La Cour de justice de l’Union européenne a rendu, le 26 février 2019, un arrêt fondamental concernant l’apposition du logo biologique européen sur certaines viandes. Cette décision précise l’articulation entre les impératifs du bien-être animal et les méthodes d’abattage prescrites par des rites religieux.
Le litige trouve son origine dans une demande visant à interdire la mention « agriculture biologique » sur des steaks hachés certifiés « halal ». Ces produits étaient issus d’animaux abattus sans étourdissement préalable, conformément à une pratique dérogatoire autorisée par le droit national.

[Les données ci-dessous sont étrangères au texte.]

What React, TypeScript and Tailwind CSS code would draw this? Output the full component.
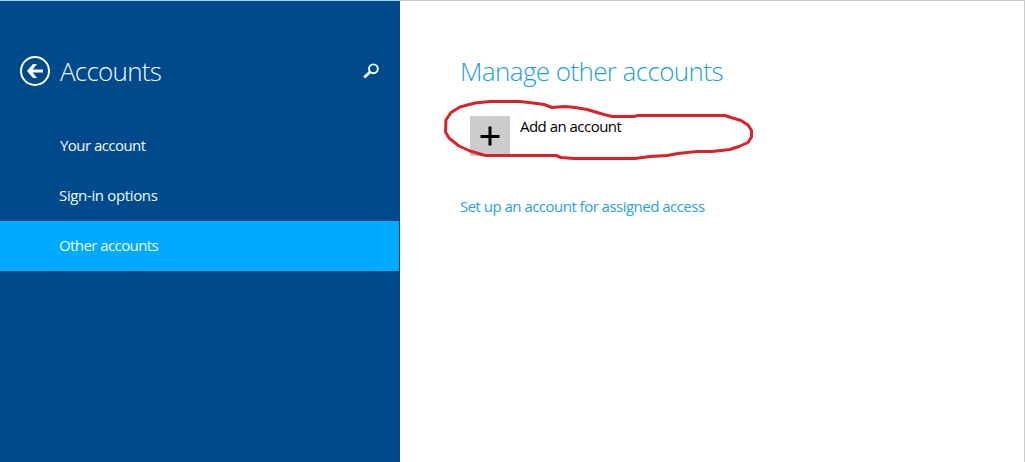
import React from "react";

const items: { label: string; active?: boolean; spacing: string }[] = [
  { label: "Your account", spacing: "tracking-[-0.55px] pl-[60px]" },
  { label: "Sign-in options", spacing: "tracking-[-0.35px] pl-[59px]" },
  { label: "Other accounts", active: true, spacing: "tracking-[-0.58px] pl-[59px]" },
];

function BackIcon() {
  return (
    <svg width="30" height="30" viewBox="0 0 30 30" fill="none" stroke="#fff">
      <circle cx="15" cy="15" r="14" strokeWidth="2" />
      <path d="M23 15H9" strokeWidth="3" />
      <path d="M7 15l6-7h4L11.500 15l5.500 7H13z" fill="#fff" stroke="none" />
    </svg>
  );
}

function SearchIcon() {
  return (
    <svg width="16" height="16" viewBox="0 0 16 16" fill="none" stroke="#fff">
      <circle cx="10.4" cy="5.8" r="4.4" strokeWidth="1.9" />
      <path d="M7 9L1.2 14.4" strokeWidth="2.8" />
    </svg>
  );
}

function Sidebar() {
  return (
    <aside className="w-[400px] shrink-0 bg-[#004a8b] text-[#eefaff]">
      <header className="flex h-[120px] items-start pt-[55px] pl-5">
        <button aria-label="Back" className="block">
          <BackIcon />
        </button>
        <h1 className="-mt-px ml-[10px] w-[303px] text-[26px] leading-[32px] font-light tracking-[-0.75px]">
          Accounts
        </h1>
        <button aria-label="Search" className="mt-[7px] block">
          <SearchIcon />
        </button>
      </header>
      <nav className="pr-px">
        {items.map((item) => (
          <a
            key={item.label}
            className={`flex h-[50px] items-center pb-0.5 text-[15px] ${item.spacing} ${
              item.active ? "bg-[#00aaff]" : ""
            }`}
          >
            {item.label}
          </a>
        ))}
      </nav>
    </aside>
  );
}

function Marker() {
  return (
    <svg
      className="pointer-events-none absolute -top-[18px] -left-[18px]"
      width="312"
      height="64"
      viewBox="442 98 312 64"
      fill="none"
      stroke="#d8232a"
      strokeWidth="3"
      strokeLinejoin="round"
    >
      <path d="M485 155.500L556 155.500L561 157.500L574 158.500L635 158.500L650 156.500L667 155.500L678 153.500L697 151.500L712 151.500L730 149.500L739 146.500L748 142.500L751.500 137L751.500 130.500L748 125L741 120.500L731 117.500L725 115.500L638 115.500L634 116.500L612 116.500L604 114.500L587 109.500L575 107.500L565 106.500L552 107.500L544 104.500L533 103L520 101.500L490 101.500L475 103L460 107L451 112.500L446 120L445.500 132L449 138L459 146L470 151L485 155.500" />
    </svg>
  );
}

export default function App() {
  return (
    <div className="flex h-[462px] w-[1025px] flex-col overflow-hidden bg-white font-['Open_Sans','Noto_Sans',sans-serif]">
      <div className="flex h-px shrink-0">
        <div className="w-[400px] bg-[#9cd3e5]" />
        <div className="flex-1 bg-[#c8c8c8]" />
      </div>
      <div className="flex flex-1">
        <Sidebar />
        <main className="flex-1 border-r border-[#cccccc] pt-[53px] pl-[60px]">
          <h2 className="text-[26px] leading-[34px] font-light tracking-[-0.6px] text-[#1b9fd8]">
            Manage other accounts
          </h2>
          <div className="relative mt-[28px] flex">
            <button className="ml-[10px] flex text-left">
              <span className="flex size-10 items-center justify-center bg-[#cccccc]">
                <svg width="20" height="20" viewBox="0 0 20 20" stroke="#000" strokeWidth="3">
                  <path d="M.5 10.500h19M10 .5v19" />
                </svg>
              </span>
              <span className="ml-[10px] text-[15px] leading-[20px] tracking-[-0.52px] text-black">
                Add an account
              </span>
            </button>
            <Marker />
          </div>
          <a className="mt-10 block text-[15px] leading-[20px] tracking-[-0.52px] text-[#27a3d6]">
            Set up an account for assigned access
          </a>
        </main>
      </div>
    </div>
  );
}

Saisie d’un recours pour excès de pouvoir, la juridiction administrative française a connu plusieurs étapes procédurales. Le Conseil d’État a d’abord rejeté partiellement la requête le 20 octobre 2014, renvoyant le surplus au Tribunal administratif de Montreuil. Ce dernier a rejeté la demande le 21 janvier 2016. La Cour administrative d’appel de Versailles a ensuite décidé de surseoir à statuer pour interroger la Cour de justice.
La question posée consistait à savoir si le règlement n° 834/2007 autorise l’usage du logo biologique pour des viandes provenant d’un abattage rituel sans étourdissement. Le problème de droit porte ainsi sur la compatibilité entre une méthode d’abattage dérogatoire et les exigences élevées de protection animale du label biologique.
La Cour de justice de l’Union européenne répond que le droit de l’Union n’autorise pas l’apposition du logo biologique sur de tels produits. Elle considère que l’absence d’étourdissement préalable ne permet pas de réduire la souffrance animale de manière optimale.
I. L’exigence de protection animale renforcée propre au mode de production biologique
A. La consécration du bien-être animal comme pilier de l’agriculture biologique
Le règlement n° 834/2007 dispose que la production biologique se caractérise par l’« application de normes élevées en matière de bien-être animal ». Ce mode de production agricole répond à une attente sociale spécifique et ne se limite pas à des critères environnementaux ou techniques. Le droit européen exige que « toute souffrance, y compris la mutilation, est réduite au minimum pendant toute la durée de vie de l’animal, y compris lors de l’abattage ». Cette règle impose aux opérateurs de rechercher systématiquement les méthodes les plus protectrices de la sensibilité de l’animal.
B. L’infériorité technique de l’abattage rituel au regard de la réduction des souffrances
L’étourdissement constitue la technique qui porte le moins atteinte au bien-être animal car il provoque une perte de conscience sans douleur. Le règlement n° 1099/2009 érige d’ailleurs ce procédé en principe obligatoire pour la mise à mort des animaux d’élevage dans l’Union. Bien que l’abattage sans étourdissement soit admis à titre dérogatoire pour respecter la liberté de religion, il ne présente pas les mêmes garanties. Une incision précise de la gorge ne permet pas de réduire la souffrance de l’animal « au minimum » comme le requiert le cahier des charges biologique.
II. La sauvegarde de la confiance des consommateurs par une interprétation stricte du label
A. La préservation de l’attente légitime des acheteurs de produits biologiques
Le cadre juridique européen vise à « préserver et justifier la confiance des consommateurs dans les produits étiquetés en tant que produits biologiques ». L’apposition du logo européen crée une présomption de respect des normes les plus exigeantes en matière de traitement des animaux. Les consommateurs doivent avoir l’assurance que les produits achetés ont été obtenus en observant des méthodes supérieures aux standards de l’agriculture conventionnelle. Autoriser le logo pour des viandes issues d’un abattage sans étourdissement porterait atteinte à la crédibilité et à la transparence du système de certification.
B. La primauté de la finalité du label sur les exceptions liées à la liberté religieuse
La Cour de justice souligne que la dérogation prévue pour les rites religieux n’a pas vocation à s’étendre aux règles spécifiques de l’étiquetage biologique. Le droit de manifester sa religion par l’accomplissement de rites n’impose pas l’accès automatique à une certification valorisante et facultative. Le label biologique constitue un outil de politique agricole et commerciale dont les conditions d’accès sont définies de manière autonome par le législateur. Cette décision confirme ainsi que les exigences de bien-être animal priment sur les pratiques dérogatoires au sein du marché spécifique des produits biologiques.